New York is a big city. Physically there are bigger and more populous cities. Here is different. New Yorkers think big. Big sports teams who are expected to be the best, every season, each championship, and in every category. Culture is big. Can you imagine a multistory window in a concert hall overlooking a park? I’d never even thought to think until I came and found the Allen Room was already a reality in New York. Music, plays, politics, art, and most of all thought leadership are areas where New Yorkers aspire to be the best. They realize they haven’t arrived so the quest is relentless, unending, and extremely competitive.
Increasingly the scope of what is fodder for conversation includes everything imaginable in life. There are no boundaries or limitations. This is, in my opinion, a good thing. The edges of self indulgence have always been here, now people can talk about them. The opportunity to engage people in real life is now present. The full spectrum of spiritual pursuit is now part of everyday conversations. The only question lies in ones ability to be open to new languages – very different forms, traditions, and even descriptions of how Divinity plays out in the day to day reality of individual lives.
Combine the type of city New York is with the expanded conversations and you get an extraordinary battle of idea supremacy.
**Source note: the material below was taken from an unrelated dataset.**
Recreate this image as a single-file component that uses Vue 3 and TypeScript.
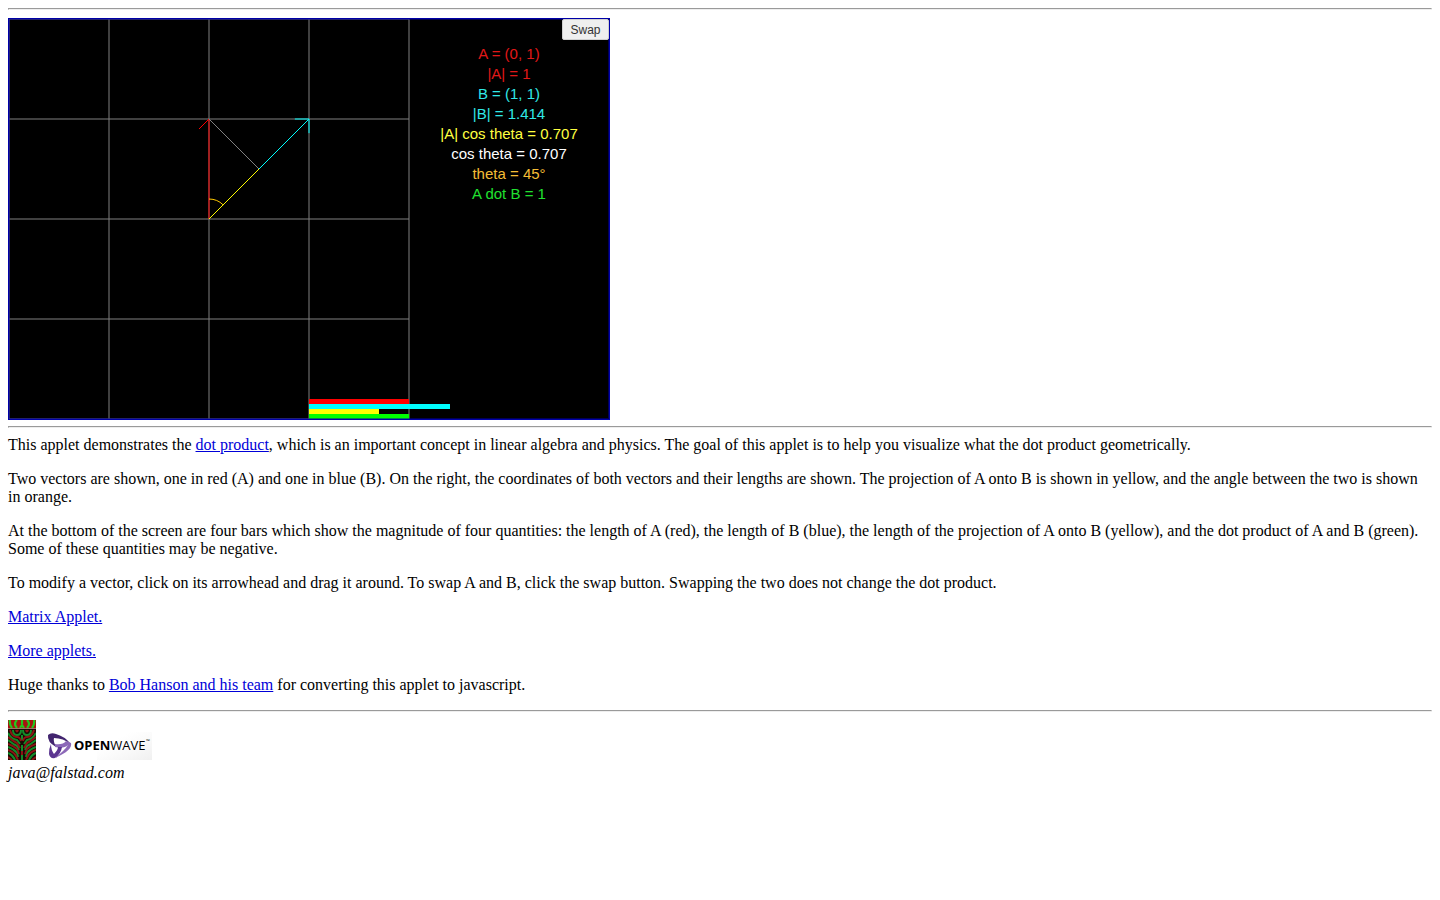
<script setup lang="ts">
import { computed, ref } from 'vue'

interface Vec { x: number; y: number }

const a = ref<Vec>({ x: 0, y: 1 })
const b = ref<Vec>({ x: 1, y: 1 })
const unit = 100
const centre = 200

const fmt = (n: number): string => String(Math.round(n * 1000) / 1000)
const len = (v: Vec): number => Math.hypot(v.x, v.y)
const px = (v: Vec): Vec => ({ x: centre + v.x * unit, y: centre - v.y * unit })

const dot = computed(() => a.value.x * b.value.x + a.value.y * b.value.y)
const cos = computed(() => dot.value / (len(a.value) * len(b.value)))
const proj = computed(() => len(a.value) * cos.value)
const tipA = computed(() => px(a.value))
const tipB = computed(() => px(b.value))
const foot = computed(() => {
  const k = proj.value / len(b.value)
  return px({ x: b.value.x * k, y: b.value.y * k })
})

function head(v: Vec): string {
  const tip = px(v)
  const ux = v.x / len(v)
  const uy = -v.y / len(v)
  const wing = (s: number) => `${tip.x - 10 * ux - s * 10 * uy},${tip.y - 10 * uy + s * 10 * ux}`
  return `${wing(1)} ${tip.x},${tip.y} ${wing(-1)}`
}

const arc = computed(() => {
  const at = (v: Vec) => `${centre + (20 * v.x) / len(v)} ${centre - (20 * v.y) / len(v)}`
  const sweep = a.value.x * b.value.y - a.value.y * b.value.x < 0 ? 1 : 0
  return `M${at(a.value)}A20 20 0 0 ${sweep} ${at(b.value)}`
})

const readings = computed(() => [
  { tone: 'red', text: `A = (${a.value.x}, ${a.value.y})` },
  { tone: 'red', text: `|A| = ${fmt(len(a.value))}` },
  { tone: 'cyan', text: `B = (${b.value.x}, ${b.value.y})` },
  { tone: 'cyan', text: `|B| = ${fmt(len(b.value))}` },
  { tone: 'yellow', text: `|A| cos theta = ${fmt(proj.value)}` },
  { tone: 'white', text: `cos theta = ${fmt(cos.value)}` },
  { tone: 'orange', text: `theta = ${Math.round((Math.acos(cos.value) * 180) / Math.PI)}°` },
  { tone: 'green', text: `A dot B = ${fmt(dot.value)}` },
])

const bars = computed(() => [
  { color: '#f00', size: len(a.value) },
  { color: '#0ff', size: len(b.value) },
  { color: '#ff0', size: proj.value },
  { color: '#0f0', size: dot.value },
])

function swap(): void {
  const old = a.value
  a.value = b.value
  b.value = old
}
</script>

<template>
  <main class="page">
    <hr>
    <section class="applet" aria-label="Dot product applet">
      <svg class="plane" width="400" height="400" viewBox="0 0 400 400" fill="none">
        <g stroke="#808080">
          <path v-for="n in 5" :key="n" :d="`M${(n - 1) * 100} 0V400M0 ${(n - 1) * 100}H400`" />
        </g>
        <g stroke="#0ff">
          <line :x1="foot.x" :y1="foot.y" :x2="tipB.x" :y2="tipB.y" />
          <polyline :points="head(b)" />
        </g>
        <g stroke="#f00">
          <line :x1="centre" :y1="centre" :x2="tipA.x" :y2="tipA.y" />
          <polyline :points="head(a)" />
        </g>
        <line :x1="tipA.x" :y1="tipA.y" :x2="foot.x" :y2="foot.y" stroke="#808080" />
        <line :x1="centre" :y1="centre" :x2="foot.x" :y2="foot.y" stroke="#ff0" />
        <path :d="arc" stroke="#ffc800" />
        <rect
          v-for="(bar, i) in bars" :key="bar.color" x="300" :y="380 + i * 5"
          :width="Math.floor(Math.abs(bar.size) * unit)" height="5" :fill="bar.color"
        />
      </svg>
      <div class="readings">
        <div v-for="r in readings" :key="r.text" :class="r.tone">{{ r.text }}</div>
      </div>
      <button class="swap" type="button" @click="swap">Swap</button>
    </section>
    <hr class="below">
    <p class="intro">This applet demonstrates the <a href="#dot">dot product</a>, which is an important concept in linear algebra and physics. The goal of this applet is to help you visualize what the dot product geometrically.</p>
    <p>Two vectors are shown, one in red (A) and one in blue (B). On the right, the coordinates of both vectors and their lengths are shown. The projection of A onto B is shown in yellow, and the angle between the two is shown in orange.</p>
    <p>At the bottom of the screen are four bars which show the magnitude of four quantities: the length of A (red), the length of B (blue), the length of the projection of A onto B (yellow), and the dot product of A and B (green). Some of these quantities may be negative.</p>
    <p>To modify a vector, click on its arrowhead and drag it around. To swap A and B, click the swap button. Swapping the two does not change the dot product.</p>
    <p><a href="#matrix">Matrix Applet.</a></p>
    <p><a href="#more">More applets.</a></p>
    <p>Huge thanks to <a href="#team">Bob Hanson and his team</a> for converting this applet to javascript.</p>
    <hr class="end">
    <footer>
      <div class="logos">
        <svg width="28" height="40" viewBox="0 0 28 40" fill="none" aria-label="Ripple">
          <rect width="28" height="40" fill="#160a04" />
          <rect width="28" height="8" fill="#a81410" />
          <path d="M2 0Q1 4 4 8M9 0Q5 4 9 8M14 0V4M12 8L14 5L16 8M19 0Q23 4 19 8M26 0Q27 4 24 8" stroke="#22c81e" stroke-width="2.2" />
          <g stroke="#128c28" stroke-width="2">
            <path d="M5 10Q5 15 9 15Q13 15 13 10M15 10Q15 15 19 15Q23 15 23 10M14 15V20" />
            <path d="M0 13Q3 19 9 20L12 24M28 13Q25 19 19 20L16 24M0 20Q5 24 9 26L11 30M28 20Q23 24 19 26L17 30M0 27Q6 29 9 33L10 37M28 27Q22 29 19 33L18 37M0 33Q5 35 7 40M28 33Q23 35 21 40M14 25V31M14 35V40" />
          </g>
          <g stroke="#8c1414" stroke-width="2">
            <path d="M8 10Q9 13 10 10M18 10Q19 13 20 10M2 10Q4 17 9 17Q12 17 13 21M26 10Q24 17 19 17Q16 17 15 21" />
            <path d="M0 17Q5 21 9 23L12 28M28 17Q23 21 19 23L16 28M0 24Q6 26 9 29L11 34M28 24Q22 26 19 29L17 34M0 30Q6 32 8 36L10 40M28 30Q22 32 20 36L18 40M0 37L4 40M28 37L24 40M14 31V35" />
          </g>
          <path d="M0 8.5H28" stroke="#9c7468" />
        </svg>
        <svg class="openwave" width="105" height="28" viewBox="0 0 105 28">
          <defs>
            <linearGradient id="fade" x1="0" y1="0" x2="1" y2="1">
              <stop offset="0.3" stop-color="#f4f4f4" stop-opacity="0" />
              <stop offset="1" stop-color="#f0f0f0" />
            </linearGradient>
          </defs>
          <rect x="50" width="55" height="28" fill="url(#fade)" />
          <path fill="#42256f" d="M1 3Q4 0 9 2Q17 4 24 12Q16 6 7 6Q6 9 9 15Q0 10 1 3Z" />
          <path fill="#8c68b8" d="M24 11Q26 18 8 26Q18 18 21 13Q17 17 8 15L8 12Q16 13 19 9Z" />
          <path fill="#5b3591" d="M4 12Q4 18 7 22Q11 18 11 15H15Q14 22 8 26Q3 27 2 22Q2 16 4 12Z" />
          <text class="wordmark" x="27" y="18"><tspan class="strong">OPEN</tspan>WAVE</text>
          <text class="mark" x="99" y="11">™</text>
        </svg>
      </div>
      <address>java@falstad.com</address>
    </footer>
  </main>
</template>

<style scoped>
.page {
  padding: 8px;
  color: #000;
  font: 16px/18px "Liberation Serif", "Times New Roman", serif;
}
hr {
  margin: 0 0 8px;
  border: 1px solid;
  border-color: #9a9a9a #eee #eee #9a9a9a;
}
hr.below {
  margin-top: 6px;
}
hr.end {
  margin-top: 16px;
}
p {
  margin: 16px 0 0;
}
p.intro {
  margin-top: 0;
}
a {
  color: #0000d8;
}
.applet {
  position: relative;
  display: flex;
  width: fit-content;
  border: 1px solid #0000a8;
  background: #000;
  font-family: "Liberation Sans", Arial, sans-serif;
}
.applet::after {
  position: absolute;
  inset: -1px;
  border: 1px solid #0000a8;
  box-shadow: inset 0 0 0 1px rgba(0, 0, 168, 0.5);
  pointer-events: none;
  content: "";
}
.plane {
  display: block;
  overflow: visible;
}
.readings {
  width: 200px;
  padding-top: 25px;
  font-size: 15px;
  line-height: 20px;
  text-align: center;
}
.red { color: #e01818; }
.cyan { color: #30e8e8; }
.yellow { color: #ffff40; }
.white { color: #fff; }
.orange { color: #f5bd35; }
.green { color: #20e030; }
.swap {
  position: absolute;
  z-index: 1;
  top: 0;
  right: 0;
  width: 47px;
  height: 21px;
  padding: 0;
  border: 1px solid #d0d0d0;
  border-radius: 2px;
  background: #efefef;
  color: #333;
  font: 12px "Liberation Sans", Arial, sans-serif;
}
.logos {
  display: flex;
  align-items: flex-end;
  gap: 11px;
  padding-bottom: 4px;
}
.logos svg {
  display: block;
}
.wordmark {
  font: 13px "Open Sans", "Noto Sans", sans-serif;
}
.strong {
  font-weight: 700;
}
.mark {
  font: 5px "Open Sans", sans-serif;
}
address {
  font-style: italic;
}
</style>

<style>
body {
  background: #fff;
}
</style>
Who and what ideas will win? This isn’t a small inconsequential battle. One author described it like this: “The Day that God-of-the-Angel-Armies is matched against all big-talking rivals, against all swaggering big names; against all giant sequoias hugely towering, and against the expansive chestnut; against Kilimanjaro and Annapurna, against the ranges of Alps and Andes; against every soaring skyscraper, against all proud obelisks and statues; against ocean-going luxury liners, against elegant three-masted schooners. The swelled big heads will be punctured bladders, the pretentious egos brought down to earth, leaving God alone at front-and-center on the Day we're talking about.” (Isaiah 2.12-17)
Today you and I walk in the front lines. What are we fighting for?